Source material.
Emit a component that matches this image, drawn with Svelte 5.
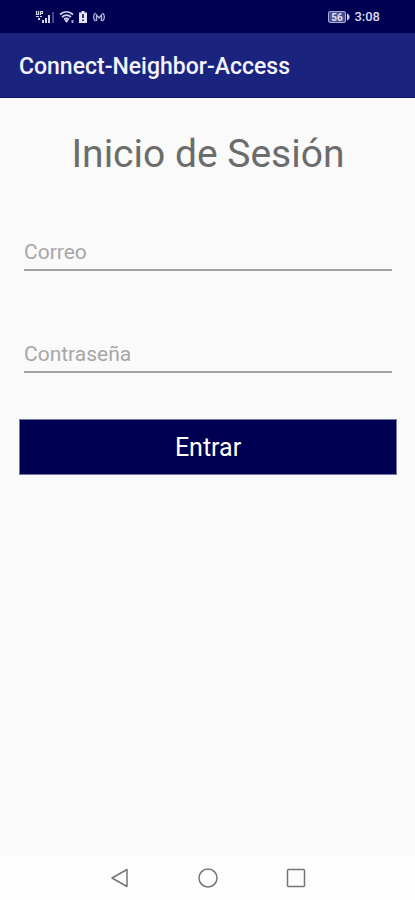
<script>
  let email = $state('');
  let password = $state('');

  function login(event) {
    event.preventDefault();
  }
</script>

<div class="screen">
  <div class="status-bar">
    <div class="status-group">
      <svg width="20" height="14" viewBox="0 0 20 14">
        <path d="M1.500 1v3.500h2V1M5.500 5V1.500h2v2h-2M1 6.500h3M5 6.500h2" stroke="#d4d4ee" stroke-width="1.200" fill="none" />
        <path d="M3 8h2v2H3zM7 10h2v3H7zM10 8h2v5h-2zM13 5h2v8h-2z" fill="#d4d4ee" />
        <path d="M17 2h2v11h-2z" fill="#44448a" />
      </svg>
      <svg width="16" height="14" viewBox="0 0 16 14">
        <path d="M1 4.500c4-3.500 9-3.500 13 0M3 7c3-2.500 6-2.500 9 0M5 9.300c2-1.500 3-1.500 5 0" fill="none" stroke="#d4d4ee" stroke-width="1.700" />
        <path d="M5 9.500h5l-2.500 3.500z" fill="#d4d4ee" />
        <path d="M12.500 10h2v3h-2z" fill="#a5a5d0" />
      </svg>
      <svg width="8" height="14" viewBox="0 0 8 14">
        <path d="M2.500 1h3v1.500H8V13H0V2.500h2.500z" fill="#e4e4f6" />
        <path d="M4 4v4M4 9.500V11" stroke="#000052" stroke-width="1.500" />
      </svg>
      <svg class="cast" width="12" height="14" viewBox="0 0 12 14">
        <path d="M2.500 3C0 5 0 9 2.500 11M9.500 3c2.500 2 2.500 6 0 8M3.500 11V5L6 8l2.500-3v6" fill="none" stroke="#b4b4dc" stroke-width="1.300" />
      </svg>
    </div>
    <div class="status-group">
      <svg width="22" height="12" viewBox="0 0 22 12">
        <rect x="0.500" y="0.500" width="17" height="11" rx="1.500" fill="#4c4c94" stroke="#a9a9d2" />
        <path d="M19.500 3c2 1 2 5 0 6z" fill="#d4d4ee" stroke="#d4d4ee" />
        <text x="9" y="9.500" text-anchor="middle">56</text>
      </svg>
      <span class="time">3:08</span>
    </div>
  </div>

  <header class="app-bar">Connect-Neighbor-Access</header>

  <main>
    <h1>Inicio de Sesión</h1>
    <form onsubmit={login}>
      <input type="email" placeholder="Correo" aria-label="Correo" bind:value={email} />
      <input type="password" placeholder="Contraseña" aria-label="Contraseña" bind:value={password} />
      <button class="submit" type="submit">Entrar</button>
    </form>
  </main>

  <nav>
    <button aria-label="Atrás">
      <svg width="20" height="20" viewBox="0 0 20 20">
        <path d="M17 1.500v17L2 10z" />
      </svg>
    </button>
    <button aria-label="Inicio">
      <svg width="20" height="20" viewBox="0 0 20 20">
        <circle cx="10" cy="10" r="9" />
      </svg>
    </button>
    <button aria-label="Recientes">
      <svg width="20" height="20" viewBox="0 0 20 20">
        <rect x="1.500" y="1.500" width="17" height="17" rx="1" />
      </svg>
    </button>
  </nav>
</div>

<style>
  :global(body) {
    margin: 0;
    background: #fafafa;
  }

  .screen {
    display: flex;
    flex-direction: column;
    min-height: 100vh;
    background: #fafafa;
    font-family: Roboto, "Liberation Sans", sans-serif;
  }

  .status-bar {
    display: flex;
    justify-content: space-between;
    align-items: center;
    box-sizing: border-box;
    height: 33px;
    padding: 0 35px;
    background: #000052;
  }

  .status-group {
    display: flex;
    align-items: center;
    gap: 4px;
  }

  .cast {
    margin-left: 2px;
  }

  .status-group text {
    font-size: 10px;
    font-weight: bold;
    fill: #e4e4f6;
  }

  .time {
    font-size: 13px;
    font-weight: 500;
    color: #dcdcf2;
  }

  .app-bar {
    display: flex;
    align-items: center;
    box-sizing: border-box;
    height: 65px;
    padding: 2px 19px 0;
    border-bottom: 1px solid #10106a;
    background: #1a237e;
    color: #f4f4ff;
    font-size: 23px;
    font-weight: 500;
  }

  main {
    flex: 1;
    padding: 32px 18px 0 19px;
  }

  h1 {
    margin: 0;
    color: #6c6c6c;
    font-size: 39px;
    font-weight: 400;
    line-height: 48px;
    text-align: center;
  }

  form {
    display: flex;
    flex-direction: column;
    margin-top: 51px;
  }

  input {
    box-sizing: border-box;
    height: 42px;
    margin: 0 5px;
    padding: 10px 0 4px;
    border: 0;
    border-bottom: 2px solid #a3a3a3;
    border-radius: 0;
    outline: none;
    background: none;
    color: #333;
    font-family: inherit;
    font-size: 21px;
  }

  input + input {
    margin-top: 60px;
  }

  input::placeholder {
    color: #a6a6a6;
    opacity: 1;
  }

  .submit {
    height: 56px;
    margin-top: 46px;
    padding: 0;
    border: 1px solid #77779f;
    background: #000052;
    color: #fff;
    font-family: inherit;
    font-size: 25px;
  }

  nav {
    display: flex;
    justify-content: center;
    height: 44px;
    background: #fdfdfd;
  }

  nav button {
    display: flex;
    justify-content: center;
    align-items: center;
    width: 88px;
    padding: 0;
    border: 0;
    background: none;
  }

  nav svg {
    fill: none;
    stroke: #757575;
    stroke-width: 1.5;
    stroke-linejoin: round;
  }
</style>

What is needed.
Print out the material word for word, omitting the pictures.

Problem solution.
Emit a component that matches this image, drawn with Svelte 5.
<script>
  let email = $state('');
  let password = $state('');

  function login(event) {
    event.preventDefault();
  }
</script>

<div class="screen">
  <div class="status-bar">
    <div class="status-group">
      <svg width="20" height="14" viewBox="0 0 20 14">
        <path d="M1.500 1v3.500h2V1M5.500 5V1.500h2v2h-2M1 6.500h3M5 6.500h2" stroke="#d4d4ee" stroke-width="1.200" fill="none" />
        <path d="M3 8h2v2H3zM7 10h2v3H7zM10 8h2v5h-2zM13 5h2v8h-2z" fill="#d4d4ee" />
        <path d="M17 2h2v11h-2z" fill="#44448a" />
      </svg>
      <svg width="16" height="14" viewBox="0 0 16 14">
        <path d="M1 4.500c4-3.500 9-3.500 13 0M3 7c3-2.500 6-2.500 9 0M5 9.300c2-1.500 3-1.500 5 0" fill="none" stroke="#d4d4ee" stroke-width="1.700" />
        <path d="M5 9.500h5l-2.500 3.500z" fill="#d4d4ee" />
        <path d="M12.500 10h2v3h-2z" fill="#a5a5d0" />
      </svg>
      <svg width="8" height="14" viewBox="0 0 8 14">
        <path d="M2.500 1h3v1.500H8V13H0V2.500h2.500z" fill="#e4e4f6" />
        <path d="M4 4v4M4 9.500V11" stroke="#000052" stroke-width="1.500" />
      </svg>
      <svg class="cast" width="12" height="14" viewBox="0 0 12 14">
        <path d="M2.500 3C0 5 0 9 2.500 11M9.500 3c2.500 2 2.500 6 0 8M3.500 11V5L6 8l2.500-3v6" fill="none" stroke="#b4b4dc" stroke-width="1.300" />
      </svg>
    </div>
    <div class="status-group">
      <svg width="22" height="12" viewBox="0 0 22 12">
        <rect x="0.500" y="0.500" width="17" height="11" rx="1.500" fill="#4c4c94" stroke="#a9a9d2" />
        <path d="M19.500 3c2 1 2 5 0 6z" fill="#d4d4ee" stroke="#d4d4ee" />
        <text x="9" y="9.500" text-anchor="middle">56</text>
      </svg>
      <span class="time">3:08</span>
    </div>
  </div>

  <header class="app-bar">Connect-Neighbor-Access</header>

  <main>
    <h1>Inicio de Sesión</h1>
    <form onsubmit={login}>
      <input type="email" placeholder="Correo" aria-label="Correo" bind:value={email} />
      <input type="password" placeholder="Contraseña" aria-label="Contraseña" bind:value={password} />
      <button class="submit" type="submit">Entrar</button>
    </form>
  </main>

  <nav>
    <button aria-label="Atrás">
      <svg width="20" height="20" viewBox="0 0 20 20">
        <path d="M17 1.500v17L2 10z" />
      </svg>
    </button>
    <button aria-label="Inicio">
      <svg width="20" height="20" viewBox="0 0 20 20">
        <circle cx="10" cy="10" r="9" />
      </svg>
    </button>
    <button aria-label="Recientes">
      <svg width="20" height="20" viewBox="0 0 20 20">
        <rect x="1.500" y="1.500" width="17" height="17" rx="1" />
      </svg>
    </button>
  </nav>
</div>

<style>
  :global(body) {
    margin: 0;
    background: #fafafa;
  }

  .screen {
    display: flex;
    flex-direction: column;
    min-height: 100vh;
    background: #fafafa;
    font-family: Roboto, "Liberation Sans", sans-serif;
  }

  .status-bar {
    display: flex;
    justify-content: space-between;
    align-items: center;
    box-sizing: border-box;
    height: 33px;
    padding: 0 35px;
    background: #000052;
  }

  .status-group {
    display: flex;
    align-items: center;
    gap: 4px;
  }

  .cast {
    margin-left: 2px;
  }

  .status-group text {
    font-size: 10px;
    font-weight: bold;
    fill: #e4e4f6;
  }

  .time {
    font-size: 13px;
    font-weight: 500;
    color: #dcdcf2;
  }

  .app-bar {
    display: flex;
    align-items: center;
    box-sizing: border-box;
    height: 65px;
    padding: 2px 19px 0;
    border-bottom: 1px solid #10106a;
    background: #1a237e;
    color: #f4f4ff;
    font-size: 23px;
    font-weight: 500;
  }

  main {
    flex: 1;
    padding: 32px 18px 0 19px;
  }

  h1 {
    margin: 0;
    color: #6c6c6c;
    font-size: 39px;
    font-weight: 400;
    line-height: 48px;
    text-align: center;
  }

  form {
    display: flex;
    flex-direction: column;
    margin-top: 51px;
  }

  input {
    box-sizing: border-box;
    height: 42px;
    margin: 0 5px;
    padding: 10px 0 4px;
    border: 0;
    border-bottom: 2px solid #a3a3a3;
    border-radius: 0;
    outline: none;
    background: none;
    color: #333;
    font-family: inherit;
    font-size: 21px;
  }

  input + input {
    margin-top: 60px;
  }

  input::placeholder {
    color: #a6a6a6;
    opacity: 1;
  }

  .submit {
    height: 56px;
    margin-top: 46px;
    padding: 0;
    border: 1px solid #77779f;
    background: #000052;
    color: #fff;
    font-family: inherit;
    font-size: 25px;
  }

  nav {
    display: flex;
    justify-content: center;
    height: 44px;
    background: #fdfdfd;
  }

  nav button {
    display: flex;
    justify-content: center;
    align-items: center;
    width: 88px;
    padding: 0;
    border: 0;
    background: none;
  }

  nav svg {
    fill: none;
    stroke: #757575;
    stroke-width: 1.5;
    stroke-linejoin: round;
  }
</style>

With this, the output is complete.